(Information supplied):
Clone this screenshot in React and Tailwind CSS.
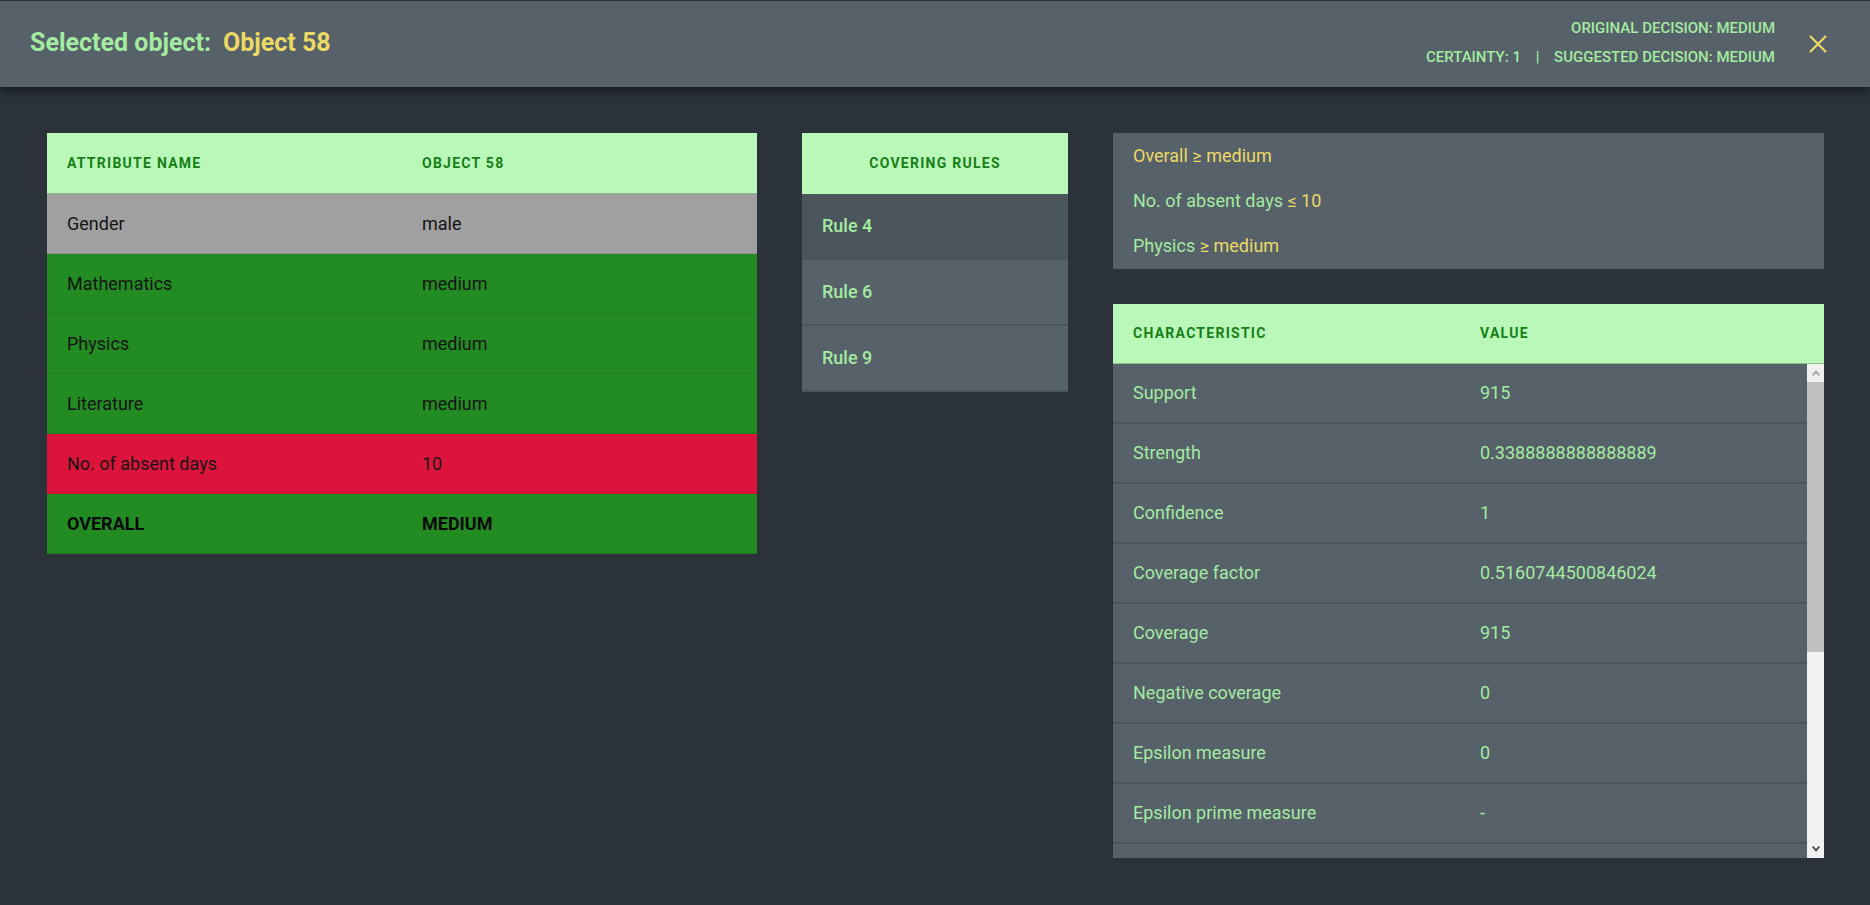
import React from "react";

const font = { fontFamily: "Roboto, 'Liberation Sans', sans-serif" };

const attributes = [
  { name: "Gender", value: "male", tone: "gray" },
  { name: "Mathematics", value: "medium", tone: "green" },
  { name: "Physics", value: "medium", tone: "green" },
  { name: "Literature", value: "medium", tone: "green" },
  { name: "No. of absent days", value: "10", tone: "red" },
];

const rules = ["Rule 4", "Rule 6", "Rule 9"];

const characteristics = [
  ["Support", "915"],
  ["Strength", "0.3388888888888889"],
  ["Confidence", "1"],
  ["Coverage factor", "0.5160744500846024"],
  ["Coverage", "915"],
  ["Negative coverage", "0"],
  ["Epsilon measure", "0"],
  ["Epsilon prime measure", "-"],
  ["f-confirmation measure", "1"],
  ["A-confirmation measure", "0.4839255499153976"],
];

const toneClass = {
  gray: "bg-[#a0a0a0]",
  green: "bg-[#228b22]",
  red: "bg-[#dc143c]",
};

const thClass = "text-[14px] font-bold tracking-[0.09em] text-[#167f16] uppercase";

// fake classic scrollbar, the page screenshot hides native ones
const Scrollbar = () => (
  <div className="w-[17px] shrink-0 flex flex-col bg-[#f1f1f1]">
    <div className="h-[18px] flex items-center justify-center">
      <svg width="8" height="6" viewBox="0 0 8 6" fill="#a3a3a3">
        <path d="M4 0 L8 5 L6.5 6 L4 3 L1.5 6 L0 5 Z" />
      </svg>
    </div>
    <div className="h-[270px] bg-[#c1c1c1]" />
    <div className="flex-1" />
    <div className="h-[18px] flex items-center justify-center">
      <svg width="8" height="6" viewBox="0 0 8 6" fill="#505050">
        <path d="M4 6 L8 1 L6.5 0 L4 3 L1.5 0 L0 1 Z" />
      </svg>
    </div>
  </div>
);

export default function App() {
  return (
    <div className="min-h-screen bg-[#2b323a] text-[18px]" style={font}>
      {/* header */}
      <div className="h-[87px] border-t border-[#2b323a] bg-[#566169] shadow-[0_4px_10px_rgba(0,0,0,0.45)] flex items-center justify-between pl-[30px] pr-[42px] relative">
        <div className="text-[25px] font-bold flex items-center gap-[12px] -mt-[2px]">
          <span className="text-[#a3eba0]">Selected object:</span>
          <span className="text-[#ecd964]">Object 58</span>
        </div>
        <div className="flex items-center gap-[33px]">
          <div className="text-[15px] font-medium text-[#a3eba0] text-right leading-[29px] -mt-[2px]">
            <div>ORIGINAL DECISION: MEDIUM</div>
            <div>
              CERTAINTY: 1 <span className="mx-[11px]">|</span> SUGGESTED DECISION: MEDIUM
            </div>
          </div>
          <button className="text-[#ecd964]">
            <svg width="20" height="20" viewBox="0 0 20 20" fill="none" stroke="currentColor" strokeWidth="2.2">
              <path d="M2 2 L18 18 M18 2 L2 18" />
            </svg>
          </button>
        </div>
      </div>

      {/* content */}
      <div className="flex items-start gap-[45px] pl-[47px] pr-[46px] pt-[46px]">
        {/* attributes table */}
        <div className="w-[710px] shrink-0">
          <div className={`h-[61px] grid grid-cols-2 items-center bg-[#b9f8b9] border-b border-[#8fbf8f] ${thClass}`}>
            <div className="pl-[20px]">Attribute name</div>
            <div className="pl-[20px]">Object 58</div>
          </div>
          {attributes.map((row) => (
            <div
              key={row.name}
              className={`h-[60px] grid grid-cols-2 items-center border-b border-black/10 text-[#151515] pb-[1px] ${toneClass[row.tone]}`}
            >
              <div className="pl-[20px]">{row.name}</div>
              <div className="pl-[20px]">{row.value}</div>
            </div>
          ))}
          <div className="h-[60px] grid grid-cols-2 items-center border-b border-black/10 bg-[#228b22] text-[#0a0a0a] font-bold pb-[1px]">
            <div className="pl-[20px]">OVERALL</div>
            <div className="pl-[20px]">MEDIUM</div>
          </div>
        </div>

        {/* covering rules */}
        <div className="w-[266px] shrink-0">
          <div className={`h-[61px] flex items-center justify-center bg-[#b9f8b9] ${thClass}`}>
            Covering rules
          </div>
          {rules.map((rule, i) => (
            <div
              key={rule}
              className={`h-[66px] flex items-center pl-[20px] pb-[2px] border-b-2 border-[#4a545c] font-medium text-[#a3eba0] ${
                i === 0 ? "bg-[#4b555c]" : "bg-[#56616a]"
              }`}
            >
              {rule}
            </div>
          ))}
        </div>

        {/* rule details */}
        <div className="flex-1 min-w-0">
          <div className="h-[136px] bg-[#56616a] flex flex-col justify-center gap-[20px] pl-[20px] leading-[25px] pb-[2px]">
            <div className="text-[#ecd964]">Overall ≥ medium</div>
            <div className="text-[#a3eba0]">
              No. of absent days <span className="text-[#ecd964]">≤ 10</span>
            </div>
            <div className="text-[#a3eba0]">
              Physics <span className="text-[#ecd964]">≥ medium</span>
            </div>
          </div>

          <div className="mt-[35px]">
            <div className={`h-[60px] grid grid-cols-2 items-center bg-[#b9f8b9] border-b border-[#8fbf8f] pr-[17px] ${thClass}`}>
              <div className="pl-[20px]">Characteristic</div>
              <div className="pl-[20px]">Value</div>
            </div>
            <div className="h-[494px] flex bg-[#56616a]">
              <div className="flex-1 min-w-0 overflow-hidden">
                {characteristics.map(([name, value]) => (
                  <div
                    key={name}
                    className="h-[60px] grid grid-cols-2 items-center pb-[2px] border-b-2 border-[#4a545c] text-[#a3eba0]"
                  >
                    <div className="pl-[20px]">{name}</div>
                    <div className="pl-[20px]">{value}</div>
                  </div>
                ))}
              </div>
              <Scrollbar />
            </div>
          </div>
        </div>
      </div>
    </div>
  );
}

(The exercise):
Repeat the material exactly as it reads, without any of its pictures.

(Answer to the exercise):
Clone this screenshot in React and Tailwind CSS.
import React from "react";

const font = { fontFamily: "Roboto, 'Liberation Sans', sans-serif" };

const attributes = [
  { name: "Gender", value: "male", tone: "gray" },
  { name: "Mathematics", value: "medium", tone: "green" },
  { name: "Physics", value: "medium", tone: "green" },
  { name: "Literature", value: "medium", tone: "green" },
  { name: "No. of absent days", value: "10", tone: "red" },
];

const rules = ["Rule 4", "Rule 6", "Rule 9"];

const characteristics = [
  ["Support", "915"],
  ["Strength", "0.3388888888888889"],
  ["Confidence", "1"],
  ["Coverage factor", "0.5160744500846024"],
  ["Coverage", "915"],
  ["Negative coverage", "0"],
  ["Epsilon measure", "0"],
  ["Epsilon prime measure", "-"],
  ["f-confirmation measure", "1"],
  ["A-confirmation measure", "0.4839255499153976"],
];

const toneClass = {
  gray: "bg-[#a0a0a0]",
  green: "bg-[#228b22]",
  red: "bg-[#dc143c]",
};

const thClass = "text-[14px] font-bold tracking-[0.09em] text-[#167f16] uppercase";

// fake classic scrollbar, the page screenshot hides native ones
const Scrollbar = () => (
  <div className="w-[17px] shrink-0 flex flex-col bg-[#f1f1f1]">
    <div className="h-[18px] flex items-center justify-center">
      <svg width="8" height="6" viewBox="0 0 8 6" fill="#a3a3a3">
        <path d="M4 0 L8 5 L6.5 6 L4 3 L1.5 6 L0 5 Z" />
      </svg>
    </div>
    <div className="h-[270px] bg-[#c1c1c1]" />
    <div className="flex-1" />
    <div className="h-[18px] flex items-center justify-center">
      <svg width="8" height="6" viewBox="0 0 8 6" fill="#505050">
        <path d="M4 6 L8 1 L6.5 0 L4 3 L1.5 0 L0 1 Z" />
      </svg>
    </div>
  </div>
);

export default function App() {
  return (
    <div className="min-h-screen bg-[#2b323a] text-[18px]" style={font}>
      {/* header */}
      <div className="h-[87px] border-t border-[#2b323a] bg-[#566169] shadow-[0_4px_10px_rgba(0,0,0,0.45)] flex items-center justify-between pl-[30px] pr-[42px] relative">
        <div className="text-[25px] font-bold flex items-center gap-[12px] -mt-[2px]">
          <span className="text-[#a3eba0]">Selected object:</span>
          <span className="text-[#ecd964]">Object 58</span>
        </div>
        <div className="flex items-center gap-[33px]">
          <div className="text-[15px] font-medium text-[#a3eba0] text-right leading-[29px] -mt-[2px]">
            <div>ORIGINAL DECISION: MEDIUM</div>
            <div>
              CERTAINTY: 1 <span className="mx-[11px]">|</span> SUGGESTED DECISION: MEDIUM
            </div>
          </div>
          <button className="text-[#ecd964]">
            <svg width="20" height="20" viewBox="0 0 20 20" fill="none" stroke="currentColor" strokeWidth="2.2">
              <path d="M2 2 L18 18 M18 2 L2 18" />
            </svg>
          </button>
        </div>
      </div>

      {/* content */}
      <div className="flex items-start gap-[45px] pl-[47px] pr-[46px] pt-[46px]">
        {/* attributes table */}
        <div className="w-[710px] shrink-0">
          <div className={`h-[61px] grid grid-cols-2 items-center bg-[#b9f8b9] border-b border-[#8fbf8f] ${thClass}`}>
            <div className="pl-[20px]">Attribute name</div>
            <div className="pl-[20px]">Object 58</div>
          </div>
          {attributes.map((row) => (
            <div
              key={row.name}
              className={`h-[60px] grid grid-cols-2 items-center border-b border-black/10 text-[#151515] pb-[1px] ${toneClass[row.tone]}`}
            >
              <div className="pl-[20px]">{row.name}</div>
              <div className="pl-[20px]">{row.value}</div>
            </div>
          ))}
          <div className="h-[60px] grid grid-cols-2 items-center border-b border-black/10 bg-[#228b22] text-[#0a0a0a] font-bold pb-[1px]">
            <div className="pl-[20px]">OVERALL</div>
            <div className="pl-[20px]">MEDIUM</div>
          </div>
        </div>

        {/* covering rules */}
        <div className="w-[266px] shrink-0">
          <div className={`h-[61px] flex items-center justify-center bg-[#b9f8b9] ${thClass}`}>
            Covering rules
          </div>
          {rules.map((rule, i) => (
            <div
              key={rule}
              className={`h-[66px] flex items-center pl-[20px] pb-[2px] border-b-2 border-[#4a545c] font-medium text-[#a3eba0] ${
                i === 0 ? "bg-[#4b555c]" : "bg-[#56616a]"
              }`}
            >
              {rule}
            </div>
          ))}
        </div>

        {/* rule details */}
        <div className="flex-1 min-w-0">
          <div className="h-[136px] bg-[#56616a] flex flex-col justify-center gap-[20px] pl-[20px] leading-[25px] pb-[2px]">
            <div className="text-[#ecd964]">Overall ≥ medium</div>
            <div className="text-[#a3eba0]">
              No. of absent days <span className="text-[#ecd964]">≤ 10</span>
            </div>
            <div className="text-[#a3eba0]">
              Physics <span className="text-[#ecd964]">≥ medium</span>
            </div>
          </div>

          <div className="mt-[35px]">
            <div className={`h-[60px] grid grid-cols-2 items-center bg-[#b9f8b9] border-b border-[#8fbf8f] pr-[17px] ${thClass}`}>
              <div className="pl-[20px]">Characteristic</div>
              <div className="pl-[20px]">Value</div>
            </div>
            <div className="h-[494px] flex bg-[#56616a]">
              <div className="flex-1 min-w-0 overflow-hidden">
                {characteristics.map(([name, value]) => (
                  <div
                    key={name}
                    className="h-[60px] grid grid-cols-2 items-center pb-[2px] border-b-2 border-[#4a545c] text-[#a3eba0]"
                  >
                    <div className="pl-[20px]">{name}</div>
                    <div className="pl-[20px]">{value}</div>
                  </div>
                ))}
              </div>
              <Scrollbar />
            </div>
          </div>
        </div>
      </div>
    </div>
  );
}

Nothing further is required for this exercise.